--- Start of Material for the task ---

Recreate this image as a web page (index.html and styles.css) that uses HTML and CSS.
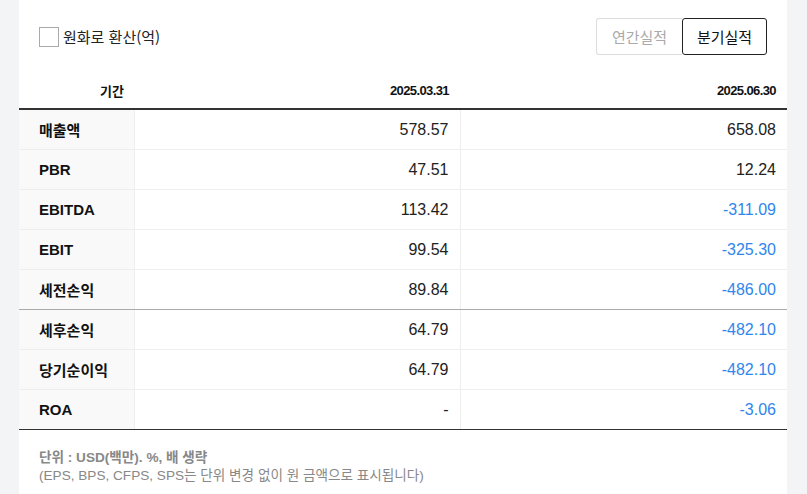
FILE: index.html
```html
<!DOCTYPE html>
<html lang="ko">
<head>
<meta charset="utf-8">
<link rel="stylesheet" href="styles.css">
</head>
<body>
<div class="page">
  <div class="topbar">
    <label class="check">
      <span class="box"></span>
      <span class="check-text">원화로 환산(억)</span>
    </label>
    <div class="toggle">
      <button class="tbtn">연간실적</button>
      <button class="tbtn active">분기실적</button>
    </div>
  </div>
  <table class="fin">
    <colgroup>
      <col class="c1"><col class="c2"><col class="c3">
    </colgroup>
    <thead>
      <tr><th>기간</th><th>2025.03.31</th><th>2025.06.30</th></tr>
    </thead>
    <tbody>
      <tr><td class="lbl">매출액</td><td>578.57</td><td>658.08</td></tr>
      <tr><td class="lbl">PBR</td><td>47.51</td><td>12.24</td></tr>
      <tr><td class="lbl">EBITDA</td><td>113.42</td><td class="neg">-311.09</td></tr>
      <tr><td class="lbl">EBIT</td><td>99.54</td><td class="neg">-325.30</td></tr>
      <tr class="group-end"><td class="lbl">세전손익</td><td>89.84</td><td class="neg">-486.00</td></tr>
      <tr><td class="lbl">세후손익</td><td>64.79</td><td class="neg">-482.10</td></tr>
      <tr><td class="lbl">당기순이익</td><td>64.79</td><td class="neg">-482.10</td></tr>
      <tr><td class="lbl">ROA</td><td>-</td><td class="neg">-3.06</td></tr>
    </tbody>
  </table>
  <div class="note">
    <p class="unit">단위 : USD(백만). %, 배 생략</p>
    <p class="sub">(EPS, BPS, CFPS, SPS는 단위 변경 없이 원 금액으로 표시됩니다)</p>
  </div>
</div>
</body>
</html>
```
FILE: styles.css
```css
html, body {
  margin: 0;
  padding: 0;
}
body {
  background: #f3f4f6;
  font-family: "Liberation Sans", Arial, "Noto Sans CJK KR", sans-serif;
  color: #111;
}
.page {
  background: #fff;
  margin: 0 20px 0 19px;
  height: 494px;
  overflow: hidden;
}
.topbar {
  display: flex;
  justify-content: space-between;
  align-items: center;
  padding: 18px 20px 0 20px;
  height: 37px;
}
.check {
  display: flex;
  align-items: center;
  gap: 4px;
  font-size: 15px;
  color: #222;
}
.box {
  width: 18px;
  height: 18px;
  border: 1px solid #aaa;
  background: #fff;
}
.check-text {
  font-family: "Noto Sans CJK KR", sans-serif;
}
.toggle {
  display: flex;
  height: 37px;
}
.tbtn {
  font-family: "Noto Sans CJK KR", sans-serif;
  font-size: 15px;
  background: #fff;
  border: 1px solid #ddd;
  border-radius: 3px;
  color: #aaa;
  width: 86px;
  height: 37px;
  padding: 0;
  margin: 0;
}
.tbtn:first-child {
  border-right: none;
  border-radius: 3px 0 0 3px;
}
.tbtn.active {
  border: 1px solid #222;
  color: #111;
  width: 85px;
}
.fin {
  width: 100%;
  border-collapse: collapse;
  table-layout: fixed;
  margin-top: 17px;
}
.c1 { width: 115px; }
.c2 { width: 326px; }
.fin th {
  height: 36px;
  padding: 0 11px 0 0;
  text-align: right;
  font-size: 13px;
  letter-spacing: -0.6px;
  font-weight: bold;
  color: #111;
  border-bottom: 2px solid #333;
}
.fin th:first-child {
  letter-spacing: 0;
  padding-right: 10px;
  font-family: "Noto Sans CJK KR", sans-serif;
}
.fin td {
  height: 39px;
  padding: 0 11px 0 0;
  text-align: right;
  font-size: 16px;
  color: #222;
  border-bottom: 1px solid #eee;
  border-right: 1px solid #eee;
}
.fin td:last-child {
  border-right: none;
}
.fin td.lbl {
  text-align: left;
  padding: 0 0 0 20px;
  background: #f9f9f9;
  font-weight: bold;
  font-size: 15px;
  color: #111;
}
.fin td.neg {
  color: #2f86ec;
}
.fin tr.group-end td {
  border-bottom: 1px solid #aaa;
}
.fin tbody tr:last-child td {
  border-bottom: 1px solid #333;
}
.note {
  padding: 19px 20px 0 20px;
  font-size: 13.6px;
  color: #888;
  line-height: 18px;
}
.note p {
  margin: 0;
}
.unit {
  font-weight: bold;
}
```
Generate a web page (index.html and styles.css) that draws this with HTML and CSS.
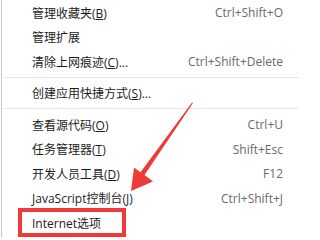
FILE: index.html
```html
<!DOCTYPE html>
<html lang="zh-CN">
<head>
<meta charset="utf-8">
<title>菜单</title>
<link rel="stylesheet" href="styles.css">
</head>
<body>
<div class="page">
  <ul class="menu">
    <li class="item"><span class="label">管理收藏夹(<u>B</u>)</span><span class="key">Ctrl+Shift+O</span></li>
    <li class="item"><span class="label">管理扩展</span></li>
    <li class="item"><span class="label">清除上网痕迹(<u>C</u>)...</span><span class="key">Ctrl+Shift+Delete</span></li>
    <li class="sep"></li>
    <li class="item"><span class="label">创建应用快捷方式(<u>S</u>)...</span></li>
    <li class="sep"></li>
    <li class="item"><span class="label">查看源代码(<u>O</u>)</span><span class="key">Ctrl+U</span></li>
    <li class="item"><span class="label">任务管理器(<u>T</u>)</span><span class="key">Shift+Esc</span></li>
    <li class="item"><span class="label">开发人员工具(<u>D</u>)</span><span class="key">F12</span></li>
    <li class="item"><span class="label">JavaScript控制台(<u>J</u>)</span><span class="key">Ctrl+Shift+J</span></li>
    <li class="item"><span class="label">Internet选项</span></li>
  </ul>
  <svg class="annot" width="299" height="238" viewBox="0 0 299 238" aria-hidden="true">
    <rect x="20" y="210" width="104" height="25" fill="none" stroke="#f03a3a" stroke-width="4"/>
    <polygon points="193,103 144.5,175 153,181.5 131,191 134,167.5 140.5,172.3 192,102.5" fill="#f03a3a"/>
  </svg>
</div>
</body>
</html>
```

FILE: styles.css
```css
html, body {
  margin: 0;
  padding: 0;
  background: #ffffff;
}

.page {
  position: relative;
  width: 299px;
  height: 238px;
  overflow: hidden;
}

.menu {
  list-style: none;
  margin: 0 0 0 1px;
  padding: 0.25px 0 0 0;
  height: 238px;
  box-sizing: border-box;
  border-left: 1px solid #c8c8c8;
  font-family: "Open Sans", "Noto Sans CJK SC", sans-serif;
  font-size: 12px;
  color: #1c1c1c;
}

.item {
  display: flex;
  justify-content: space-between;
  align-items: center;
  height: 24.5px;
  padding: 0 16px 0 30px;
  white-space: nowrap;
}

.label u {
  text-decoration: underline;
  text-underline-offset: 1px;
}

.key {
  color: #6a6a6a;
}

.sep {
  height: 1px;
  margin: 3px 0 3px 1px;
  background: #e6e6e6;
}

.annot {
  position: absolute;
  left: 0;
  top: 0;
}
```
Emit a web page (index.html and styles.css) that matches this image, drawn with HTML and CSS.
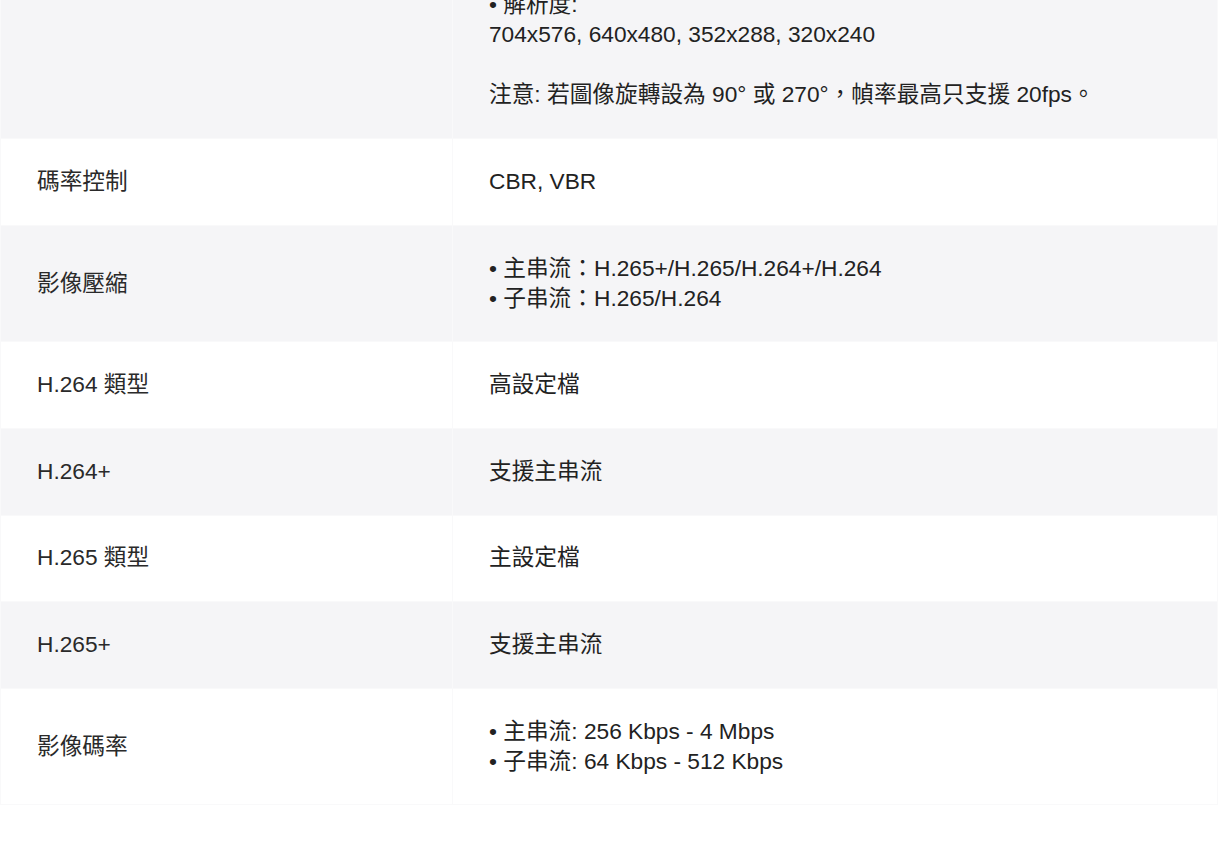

--- End of Material for the task ---

- **What is expected**
Leave the pictures out, and print every line of the listing exactly as written.

- **Finished answer**
Recreate this image as a web page (index.html and styles.css) that uses HTML and CSS.
FILE: index.html
```html
<!DOCTYPE html>
<html lang="ko">
<head>
<meta charset="utf-8">
<link rel="stylesheet" href="styles.css">
</head>
<body>
<div class="page">
  <div class="topbar">
    <label class="check">
      <span class="box"></span>
      <span class="check-text">원화로 환산(억)</span>
    </label>
    <div class="toggle">
      <button class="tbtn">연간실적</button>
      <button class="tbtn active">분기실적</button>
    </div>
  </div>
  <table class="fin">
    <colgroup>
      <col class="c1"><col class="c2"><col class="c3">
    </colgroup>
    <thead>
      <tr><th>기간</th><th>2025.03.31</th><th>2025.06.30</th></tr>
    </thead>
    <tbody>
      <tr><td class="lbl">매출액</td><td>578.57</td><td>658.08</td></tr>
      <tr><td class="lbl">PBR</td><td>47.51</td><td>12.24</td></tr>
      <tr><td class="lbl">EBITDA</td><td>113.42</td><td class="neg">-311.09</td></tr>
      <tr><td class="lbl">EBIT</td><td>99.54</td><td class="neg">-325.30</td></tr>
      <tr class="group-end"><td class="lbl">세전손익</td><td>89.84</td><td class="neg">-486.00</td></tr>
      <tr><td class="lbl">세후손익</td><td>64.79</td><td class="neg">-482.10</td></tr>
      <tr><td class="lbl">당기순이익</td><td>64.79</td><td class="neg">-482.10</td></tr>
      <tr><td class="lbl">ROA</td><td>-</td><td class="neg">-3.06</td></tr>
    </tbody>
  </table>
  <div class="note">
    <p class="unit">단위 : USD(백만). %, 배 생략</p>
    <p class="sub">(EPS, BPS, CFPS, SPS는 단위 변경 없이 원 금액으로 표시됩니다)</p>
  </div>
</div>
</body>
</html>
```
FILE: styles.css
```css
html, body {
  margin: 0;
  padding: 0;
}
body {
  background: #f3f4f6;
  font-family: "Liberation Sans", Arial, "Noto Sans CJK KR", sans-serif;
  color: #111;
}
.page {
  background: #fff;
  margin: 0 20px 0 19px;
  height: 494px;
  overflow: hidden;
}
.topbar {
  display: flex;
  justify-content: space-between;
  align-items: center;
  padding: 18px 20px 0 20px;
  height: 37px;
}
.check {
  display: flex;
  align-items: center;
  gap: 4px;
  font-size: 15px;
  color: #222;
}
.box {
  width: 18px;
  height: 18px;
  border: 1px solid #aaa;
  background: #fff;
}
.check-text {
  font-family: "Noto Sans CJK KR", sans-serif;
}
.toggle {
  display: flex;
  height: 37px;
}
.tbtn {
  font-family: "Noto Sans CJK KR", sans-serif;
  font-size: 15px;
  background: #fff;
  border: 1px solid #ddd;
  border-radius: 3px;
  color: #aaa;
  width: 86px;
  height: 37px;
  padding: 0;
  margin: 0;
}
.tbtn:first-child {
  border-right: none;
  border-radius: 3px 0 0 3px;
}
.tbtn.active {
  border: 1px solid #222;
  color: #111;
  width: 85px;
}
.fin {
  width: 100%;
  border-collapse: collapse;
  table-layout: fixed;
  margin-top: 17px;
}
.c1 { width: 115px; }
.c2 { width: 326px; }
.fin th {
  height: 36px;
  padding: 0 11px 0 0;
  text-align: right;
  font-size: 13px;
  letter-spacing: -0.6px;
  font-weight: bold;
  color: #111;
  border-bottom: 2px solid #333;
}
.fin th:first-child {
  letter-spacing: 0;
  padding-right: 10px;
  font-family: "Noto Sans CJK KR", sans-serif;
}
.fin td {
  height: 39px;
  padding: 0 11px 0 0;
  text-align: right;
  font-size: 16px;
  color: #222;
  border-bottom: 1px solid #eee;
  border-right: 1px solid #eee;
}
.fin td:last-child {
  border-right: none;
}
.fin td.lbl {
  text-align: left;
  padding: 0 0 0 20px;
  background: #f9f9f9;
  font-weight: bold;
  font-size: 15px;
  color: #111;
}
.fin td.neg {
  color: #2f86ec;
}
.fin tr.group-end td {
  border-bottom: 1px solid #aaa;
}
.fin tbody tr:last-child td {
  border-bottom: 1px solid #333;
}
.note {
  padding: 19px 20px 0 20px;
  font-size: 13.6px;
  color: #888;
  line-height: 18px;
}
.note p {
  margin: 0;
}
.unit {
  font-weight: bold;
}
```
Generate a web page (index.html and styles.css) that draws this with HTML and CSS.
FILE: index.html
```html
<!DOCTYPE html>
<html lang="zh-CN">
<head>
<meta charset="utf-8">
<title>菜单</title>
<link rel="stylesheet" href="styles.css">
</head>
<body>
<div class="page">
  <ul class="menu">
    <li class="item"><span class="label">管理收藏夹(<u>B</u>)</span><span class="key">Ctrl+Shift+O</span></li>
    <li class="item"><span class="label">管理扩展</span></li>
    <li class="item"><span class="label">清除上网痕迹(<u>C</u>)...</span><span class="key">Ctrl+Shift+Delete</span></li>
    <li class="sep"></li>
    <li class="item"><span class="label">创建应用快捷方式(<u>S</u>)...</span></li>
    <li class="sep"></li>
    <li class="item"><span class="label">查看源代码(<u>O</u>)</span><span class="key">Ctrl+U</span></li>
    <li class="item"><span class="label">任务管理器(<u>T</u>)</span><span class="key">Shift+Esc</span></li>
    <li class="item"><span class="label">开发人员工具(<u>D</u>)</span><span class="key">F12</span></li>
    <li class="item"><span class="label">JavaScript控制台(<u>J</u>)</span><span class="key">Ctrl+Shift+J</span></li>
    <li class="item"><span class="label">Internet选项</span></li>
  </ul>
  <svg class="annot" width="299" height="238" viewBox="0 0 299 238" aria-hidden="true">
    <rect x="20" y="210" width="104" height="25" fill="none" stroke="#f03a3a" stroke-width="4"/>
    <polygon points="193,103 144.5,175 153,181.5 131,191 134,167.5 140.5,172.3 192,102.5" fill="#f03a3a"/>
  </svg>
</div>
</body>
</html>
```

FILE: styles.css
```css
html, body {
  margin: 0;
  padding: 0;
  background: #ffffff;
}

.page {
  position: relative;
  width: 299px;
  height: 238px;
  overflow: hidden;
}

.menu {
  list-style: none;
  margin: 0 0 0 1px;
  padding: 0.25px 0 0 0;
  height: 238px;
  box-sizing: border-box;
  border-left: 1px solid #c8c8c8;
  font-family: "Open Sans", "Noto Sans CJK SC", sans-serif;
  font-size: 12px;
  color: #1c1c1c;
}

.item {
  display: flex;
  justify-content: space-between;
  align-items: center;
  height: 24.5px;
  padding: 0 16px 0 30px;
  white-space: nowrap;
}

.label u {
  text-decoration: underline;
  text-underline-offset: 1px;
}

.key {
  color: #6a6a6a;
}

.sep {
  height: 1px;
  margin: 3px 0 3px 1px;
  background: #e6e6e6;
}

.annot {
  position: absolute;
  left: 0;
  top: 0;
}
```
Emit a web page (index.html and styles.css) that matches this image, drawn with HTML and CSS.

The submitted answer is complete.